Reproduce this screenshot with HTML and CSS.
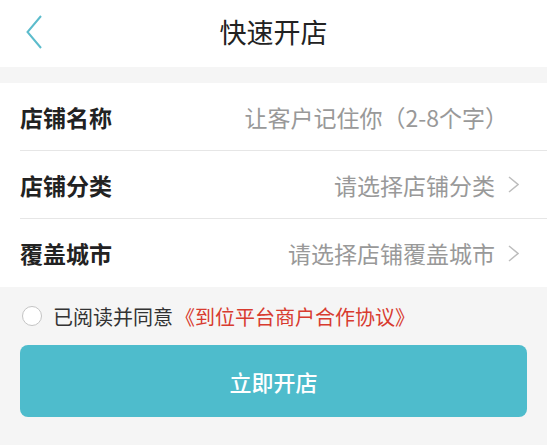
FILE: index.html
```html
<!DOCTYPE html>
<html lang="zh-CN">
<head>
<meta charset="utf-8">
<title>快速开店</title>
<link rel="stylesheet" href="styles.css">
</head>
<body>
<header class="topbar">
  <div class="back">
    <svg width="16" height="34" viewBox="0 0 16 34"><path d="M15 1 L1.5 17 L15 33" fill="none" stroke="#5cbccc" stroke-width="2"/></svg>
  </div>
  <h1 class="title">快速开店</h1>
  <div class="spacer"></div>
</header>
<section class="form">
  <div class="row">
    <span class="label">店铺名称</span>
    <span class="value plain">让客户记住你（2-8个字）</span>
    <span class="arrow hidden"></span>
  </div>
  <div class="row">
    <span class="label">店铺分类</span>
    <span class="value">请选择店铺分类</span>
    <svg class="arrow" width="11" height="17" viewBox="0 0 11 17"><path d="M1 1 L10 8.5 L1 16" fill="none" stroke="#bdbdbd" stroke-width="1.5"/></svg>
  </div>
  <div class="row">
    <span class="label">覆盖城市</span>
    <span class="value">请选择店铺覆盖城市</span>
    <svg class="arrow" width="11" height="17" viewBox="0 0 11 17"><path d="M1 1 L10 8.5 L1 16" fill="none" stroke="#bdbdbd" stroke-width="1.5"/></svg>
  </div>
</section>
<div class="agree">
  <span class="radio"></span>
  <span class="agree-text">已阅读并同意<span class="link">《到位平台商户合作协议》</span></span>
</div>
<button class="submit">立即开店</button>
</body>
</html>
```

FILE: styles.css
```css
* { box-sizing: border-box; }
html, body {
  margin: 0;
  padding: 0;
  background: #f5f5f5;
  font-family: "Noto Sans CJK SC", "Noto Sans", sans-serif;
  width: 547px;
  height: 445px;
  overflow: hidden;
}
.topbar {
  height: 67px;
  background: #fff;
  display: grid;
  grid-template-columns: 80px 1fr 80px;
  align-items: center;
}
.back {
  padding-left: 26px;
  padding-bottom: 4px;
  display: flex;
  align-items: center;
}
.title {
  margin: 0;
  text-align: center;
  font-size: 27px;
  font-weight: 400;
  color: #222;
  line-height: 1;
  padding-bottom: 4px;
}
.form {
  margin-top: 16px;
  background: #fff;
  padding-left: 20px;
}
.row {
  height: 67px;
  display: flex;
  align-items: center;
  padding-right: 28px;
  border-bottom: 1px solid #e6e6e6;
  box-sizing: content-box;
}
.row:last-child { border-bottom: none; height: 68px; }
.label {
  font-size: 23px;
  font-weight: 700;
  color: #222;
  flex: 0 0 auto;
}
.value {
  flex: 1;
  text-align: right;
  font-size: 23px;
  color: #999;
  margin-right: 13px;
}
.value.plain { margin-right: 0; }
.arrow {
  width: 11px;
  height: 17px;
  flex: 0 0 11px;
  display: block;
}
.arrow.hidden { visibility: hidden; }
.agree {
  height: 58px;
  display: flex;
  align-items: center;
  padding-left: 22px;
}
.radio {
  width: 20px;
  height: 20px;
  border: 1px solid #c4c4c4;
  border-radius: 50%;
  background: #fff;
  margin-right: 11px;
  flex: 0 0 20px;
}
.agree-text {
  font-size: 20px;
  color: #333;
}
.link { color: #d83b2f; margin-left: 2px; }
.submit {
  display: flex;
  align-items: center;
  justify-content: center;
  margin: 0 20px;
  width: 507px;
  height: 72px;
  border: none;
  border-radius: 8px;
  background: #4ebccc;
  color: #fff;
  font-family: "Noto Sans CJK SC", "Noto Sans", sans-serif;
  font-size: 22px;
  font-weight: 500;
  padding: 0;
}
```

==*==

Written request
Without the pictures, output the full listing exactly as it stands.

Written reply
Reproduce this screenshot with HTML and CSS.
FILE: index.html
```html
<!DOCTYPE html>
<html lang="zh-CN">
<head>
<meta charset="utf-8">
<title>快速开店</title>
<link rel="stylesheet" href="styles.css">
</head>
<body>
<header class="topbar">
  <div class="back">
    <svg width="16" height="34" viewBox="0 0 16 34"><path d="M15 1 L1.5 17 L15 33" fill="none" stroke="#5cbccc" stroke-width="2"/></svg>
  </div>
  <h1 class="title">快速开店</h1>
  <div class="spacer"></div>
</header>
<section class="form">
  <div class="row">
    <span class="label">店铺名称</span>
    <span class="value plain">让客户记住你（2-8个字）</span>
    <span class="arrow hidden"></span>
  </div>
  <div class="row">
    <span class="label">店铺分类</span>
    <span class="value">请选择店铺分类</span>
    <svg class="arrow" width="11" height="17" viewBox="0 0 11 17"><path d="M1 1 L10 8.5 L1 16" fill="none" stroke="#bdbdbd" stroke-width="1.5"/></svg>
  </div>
  <div class="row">
    <span class="label">覆盖城市</span>
    <span class="value">请选择店铺覆盖城市</span>
    <svg class="arrow" width="11" height="17" viewBox="0 0 11 17"><path d="M1 1 L10 8.5 L1 16" fill="none" stroke="#bdbdbd" stroke-width="1.5"/></svg>
  </div>
</section>
<div class="agree">
  <span class="radio"></span>
  <span class="agree-text">已阅读并同意<span class="link">《到位平台商户合作协议》</span></span>
</div>
<button class="submit">立即开店</button>
</body>
</html>
```

FILE: styles.css
```css
* { box-sizing: border-box; }
html, body {
  margin: 0;
  padding: 0;
  background: #f5f5f5;
  font-family: "Noto Sans CJK SC", "Noto Sans", sans-serif;
  width: 547px;
  height: 445px;
  overflow: hidden;
}
.topbar {
  height: 67px;
  background: #fff;
  display: grid;
  grid-template-columns: 80px 1fr 80px;
  align-items: center;
}
.back {
  padding-left: 26px;
  padding-bottom: 4px;
  display: flex;
  align-items: center;
}
.title {
  margin: 0;
  text-align: center;
  font-size: 27px;
  font-weight: 400;
  color: #222;
  line-height: 1;
  padding-bottom: 4px;
}
.form {
  margin-top: 16px;
  background: #fff;
  padding-left: 20px;
}
.row {
  height: 67px;
  display: flex;
  align-items: center;
  padding-right: 28px;
  border-bottom: 1px solid #e6e6e6;
  box-sizing: content-box;
}
.row:last-child { border-bottom: none; height: 68px; }
.label {
  font-size: 23px;
  font-weight: 700;
  color: #222;
  flex: 0 0 auto;
}
.value {
  flex: 1;
  text-align: right;
  font-size: 23px;
  color: #999;
  margin-right: 13px;
}
.value.plain { margin-right: 0; }
.arrow {
  width: 11px;
  height: 17px;
  flex: 0 0 11px;
  display: block;
}
.arrow.hidden { visibility: hidden; }
.agree {
  height: 58px;
  display: flex;
  align-items: center;
  padding-left: 22px;
}
.radio {
  width: 20px;
  height: 20px;
  border: 1px solid #c4c4c4;
  border-radius: 50%;
  background: #fff;
  margin-right: 11px;
  flex: 0 0 20px;
}
.agree-text {
  font-size: 20px;
  color: #333;
}
.link { color: #d83b2f; margin-left: 2px; }
.submit {
  display: flex;
  align-items: center;
  justify-content: center;
  margin: 0 20px;
  width: 507px;
  height: 72px;
  border: none;
  border-radius: 8px;
  background: #4ebccc;
  color: #fff;
  font-family: "Noto Sans CJK SC", "Noto Sans", sans-serif;
  font-size: 22px;
  font-weight: 500;
  padding: 0;
}
```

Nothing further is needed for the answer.